Early in the FinOps practice, the FinOps Team will likely play a large role in identifying opportunities to optimize workloads, but over time Engineering will take on the primary responsibility for their cloud usage by seeking out ways to optimize, or better yet by building in optimization as much as possible as systems are being built. But, no matter how well built and efficient a system is when built, services in the cloud are constantly being added and modernized, and organizations must be prepared to continuously work to keep pace and maintain optimal performance and utilization. Engineering leadership is critical to establishing the cadence and highlighting the need to maintain optimization of workloads at the appropriate level.
A key way the FinOps team can support this is by developing a workload optimization strategy. This strategy can direct optimization work by highlighting which types of resources should be prioritized, setting thresholds for taking action so that time is not wasted on trivial improvements, defining target KPIs the organization wants to achieve, and creating guidelines for making the tradeoffs that come with optimization. Other capabilities in this Domain may have important inputs to this strategy in highlighting for Engineering where the organization supports (or plans to stop) using licensed software, when rearchitecting is preferred over resource optimization, how to prioritize resource optimization against rate optimization, or how to incorporate sustainability and carbon impact decisions into usage optimization decision-making. As noted, the strategy may also set Leadership’s expectations of how frequently and diligently optimization should be pursued by Engineering versus new feature development work.
Engineering teams, in collaboration with FinOps, Product, and Leadership, will use the Capabilities in the Understand Cloud Usage & Cost Domain to review workloads in their areas of responsibility. Determining utilization and identifying scaling or workload management opportunities may require access to utilization, performance, or observability data in addition to cloud usage and cost and carbon impact data. Engineering teams may focus their efforts on finding opportunities to optimize in different ways depending on factors like the system’s importance, time available to optimize, maturity of the application, or whether the workloads are production or non-production.
A wide range of options exist to optimize workloads in the cloud including:
Examine workloads carefully for longer-cycle periods of high utilization (e.g. higher utilization at month-end, or quarterly busy periods) and be cautious of workloads that have resource requirements for warranty or software performance reasons. Rightsizing typically requires recreating resources so this can involve system outages that should be carefully coordinated within the Engineering team.
There may be times when utilization may need to decrease and the extra expense incurred is worth the value the resources create.

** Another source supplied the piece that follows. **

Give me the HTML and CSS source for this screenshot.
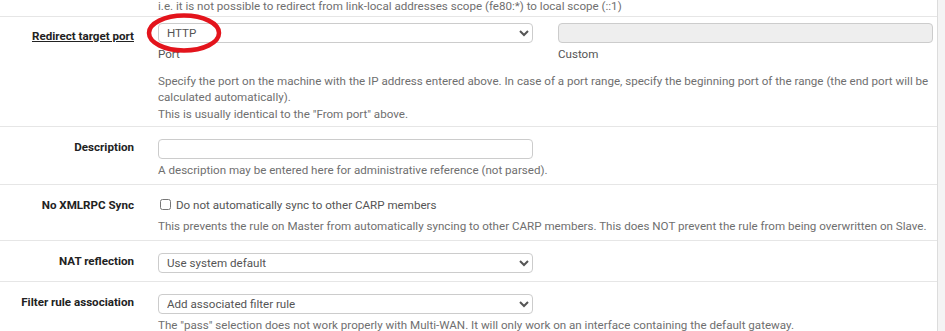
FILE: index.html
```html
<!DOCTYPE html>
<html lang="en">

<head>
  <meta charset="UTF-8" />
  <title>Port Forward - Edit</title>
  <link rel="stylesheet" href="styles.css">
</head>

<body>
  <div class="panel">
    <div class="row row-top">
      <div class="label"></div>
      <div class="field">
        <span class="help">i.e. it is not possible to redirect from link-local addresses scope (fe80:*) to local scope (::1)</span>
      </div>
    </div>

    <div class="row row-port">
      <div class="label"><span class="underline">Redirect target port</span></div>
      <div class="field">
        <div class="pair">
          <div class="col">
            <div class="mark-wrap">
              <select class="control">
                <option>HTTP</option>
              </select>
              <svg class="mark" width="80" height="44" viewBox="0 0 80 44">
                <ellipse cx="40" cy="22" rx="35" ry="17.5" fill="none" stroke="#e3141c" stroke-width="4.5" />
              </svg>
            </div>
            <span class="sub">Port</span>
          </div>
          <div class="col">
            <input class="control" type="text" disabled>
            <span class="sub">Custom</span>
          </div>
        </div>
        <span class="help block">Specify the port on the machine with the IP address entered above. In case of a port range, specify the beginning port of the range (the end port will be calculated automatically).<br>This is usually identical to the "From port" above.</span>
      </div>
    </div>

    <div class="row row-desc">
      <div class="label">Description</div>
      <div class="field">
        <input class="control half" type="text">
        <span class="help">A description may be entered here for administrative reference (not parsed).</span>
      </div>
    </div>

    <div class="row row-loose">
      <div class="label">No XMLRPC Sync</div>
      <div class="field">
        <label class="check"><input type="checkbox"> Do not automatically sync to other CARP members</label>
        <span class="help">This prevents the rule on Master from automatically syncing to other CARP members. This does NOT prevent the rule from being overwritten on Slave.</span>
      </div>
    </div>

    <div class="row row-plain">
      <div class="label">NAT reflection</div>
      <div class="field">
        <select class="control half">
          <option>Use system default</option>
        </select>
      </div>
    </div>

    <div class="row">
      <div class="label">Filter rule association</div>
      <div class="field">
        <select class="control half">
          <option>Add associated filter rule</option>
        </select>
        <span class="help">The "pass" selection does not work properly with Multi-WAN. It will only work on an interface containing the default gateway.</span>
      </div>
    </div>
  </div>
</body>

</html>
```

FILE: styles.css
```css
body {
  margin: 0;
  background-color: #f4f4f4;
  font-family: Roboto, "Liberation Sans", Arial, sans-serif;
  font-size: 11.6px;
  color: #555;
  overflow: hidden;
  height: 331px;
}

.panel {
  width: 937px;
  background-color: white;
  border-right: 1px solid #dcdcdc;
  min-height: 331px;
}

.row {
  display: grid;
  grid-template-columns: 134px 1fr;
  column-gap: 24px;
  padding: 12px 4px 4px 0;
  border-top: 1px solid #e6e6e6;
}

.row-top {
  border-top: none;
  margin-top: -2px;
  padding-top: 0;
  padding-bottom: 1px;
}

.row-port {
  padding-top: 6px;
}

.row-desc {
  padding-bottom: 5px;
}

.row-loose {
  padding-bottom: 6px;
}

.row-plain {
  padding-bottom: 8px;
}

.label {
  text-align: right;
  font-weight: bold;
  color: #222;
  line-height: 16px;
}

.row-port .label {
  padding-top: 5px;
}

.underline {
  text-decoration: underline;
}

.field {
  display: flex;
  flex-direction: column;
}

.pair {
  display: grid;
  grid-template-columns: 1fr 1fr;
  column-gap: 25px;
}

.col {
  display: flex;
  flex-direction: column;
}

.control {
  box-sizing: border-box;
  height: 20px;
  border: 1px solid #ccc;
  border-radius: 4px;
  background-color: white;
  font-family: inherit;
  font-size: 11.6px;
  color: #555;
  padding: 0 4px;
  width: 100%;
}

input.control:disabled {
  background-color: #eee;
}

.half {
  width: 375px;
}

.mark-wrap {
  position: relative;
}

.mark {
  position: absolute;
  left: -14px;
  top: -12px;
}

.sub {
  line-height: 17px;
  margin-top: 3px;
}

.help {
  line-height: 16.5px;
  color: #6f6f6f;
}

.row .field > .help {
  margin-top: 3px;
}

.row .field > .block {
  margin-top: 10px;
}

.row-loose .field > .help {
  margin-top: 5px;
}

.row-top .field > .help {
  margin-top: 0;
}

.check {
  display: flex;
  align-items: center;
  gap: 5px;
  line-height: 16px;
}

.check input {
  margin: 0 0 0 2px;
  width: 11px;
  height: 11px;
}
```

Or the opposite may be true and carbon and/or performance expectations can be lowered to improve cost.
For some resources, like storage, it may be necessary to estimate latent inefficiency in the stored data, and by extension the potential gross savings that can be realized by removing, or rightsizing, that inefficiency. Different data sets require tailored approaches. For example, highly compressible (yet uncompressed) data has relatively high latent inefficiency, whereas encrypted data has relatively low (or no) latent inefficiency. Data that is infrequently accessed but stored in a high cost, high performance storage class (or tier) also has relatively high latent inefficiency. Similarly, storage data housekeeping like optimizing data placement, implementing data compression techniques, and adopting tiered storage solutions. By reducing unnecessary data duplication and implementing energy-efficient storage infrastructure, organizations can minimize their carbon footprint.
For any of these decisions to be made, resource utilization, efficiency, cloud sustainability, and cost must be looked at together. Determining when workload optimization can be done effectively involves estimating not only the savings that can accrue from the change, but also the cost (in labor hours, outages, etc.) of making the change, and potentially transforming the use of the resource in the process.
Moving from identifying what optimizations are technically possible, and aligning with the Engineering or other personas involved to make those changes to identifying when real opportunities exist to improve value is the key aspect of Workload Optimization to focus on.